Before him, Lee “The Bulldozer” Myung-bak made a great show of ripping down an elevated highway and “opening up” the Cheonggyecheon stream beneath. But rather than use the natural watercourse, he installedpumps that circulate the water and keep the current flowing, at a cost of $2m a year. Once again, local traders and workshops were displaced in the process of cleaning up the area.

“Our focus has been different,” says Seung. “We are more concerned with the spaces between buildings and the missing links from a pedestrian point of view.” Their first major project opened this summer: Seoullo 7017 – aka Skygarden – the transformation of a 1km flyover into a planted pedestrian bridge, designed by Dutch architects MVRDV. Comparisons with New York’s High Line are inevitable, but this is a very different creature. It is not a park or tourist attraction, but an essential piece of connective tissue, crossing a gulf of railway lines and eight-lane highways that have made this area impossible to navigate. Its curving ramps sweep down to surrounding streets like the tendrils of a creeper, luring people up to a lush “library” of Korean flora, planted alphabetically by species.

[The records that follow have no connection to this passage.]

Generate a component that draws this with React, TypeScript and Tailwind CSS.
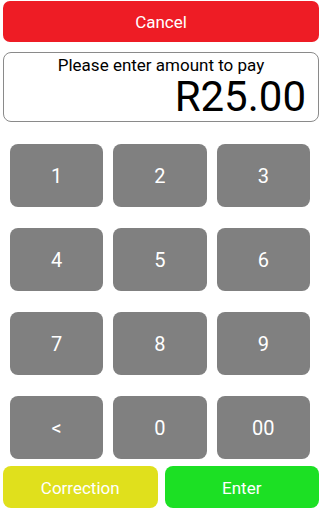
import React from "react";

const keys = ["1", "2", "3", "4", "5", "6", "7", "8", "9", "<", "0", "00"];

export default function App() {
  return (
    <div
      className="w-[323px] h-[512px] bg-white flex flex-col"
      style={{ fontFamily: "Roboto, 'Liberation Sans', sans-serif" }}
    >
      <div className="px-[3px] pt-[1px] pr-[4px]">
        <button className="w-full h-[41px] pt-[2px] rounded-[7px] bg-[#ee1c25] text-white text-[17px] flex items-center justify-center">
          Cancel
        </button>
        <div className="mt-[10px] h-[70px] rounded-[8px] border border-[#8a8a8a] flex flex-col">
          <div className="text-center text-[17px] leading-[20px] pt-[2px] text-black">
            Please enter amount to pay
          </div>
          <div className="text-right text-[42px] leading-[44px] pr-[12px] text-black">
            R25.00
          </div>
        </div>
      </div>
      <div className="grid grid-cols-3 gap-x-[10px] gap-y-[21px] pl-[10px] pr-[13px] mt-[22px]">
        {keys.map((k) => (
          <button
            key={k}
            className="h-[63px] rounded-[8px] bg-[#808080] text-white text-[20px] flex items-center justify-center"
          >
            {k}
          </button>
        ))}
      </div>
      <div className="flex gap-[7px] px-[3px] pr-[4px] mt-[7px]">
        <button className="flex-1 h-[42px] pt-[3px] rounded-[8px] bg-[#e0e01c] text-white text-[17px] flex items-center justify-center">
          Correction
        </button>
        <button className="flex-1 h-[42px] pt-[3px] rounded-[8px] bg-[#1ce024] text-white text-[17px] flex items-center justify-center">
          Enter
        </button>
      </div>
    </div>
  );
}
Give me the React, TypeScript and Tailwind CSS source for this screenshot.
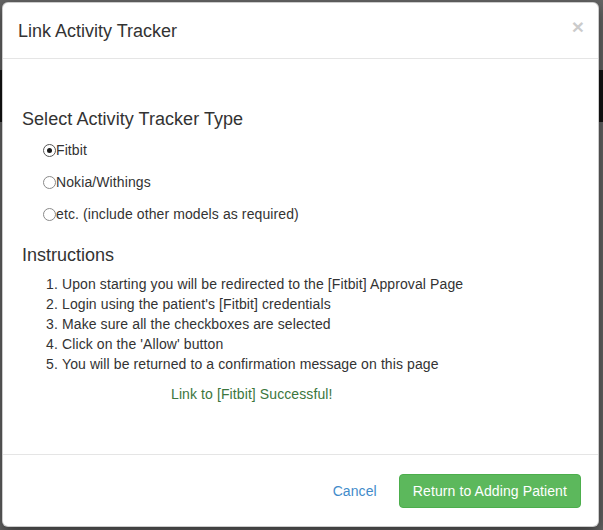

In a rare example of architects in power, Kim heads a team of 60 designers and planners in city hall, now working on over 100 projects – from what to do with tracts of land along the railway lines, to the transformation of an urban quarry into a new outdoor performance space. these may form topics for future iterations of the biennale. If the two-month festival can be employed as a form of live consultation, a catalyst for a broad public conversation on the future of the city, then it will be a model that many such festivals of architecture, including London’s, would do well to learn from.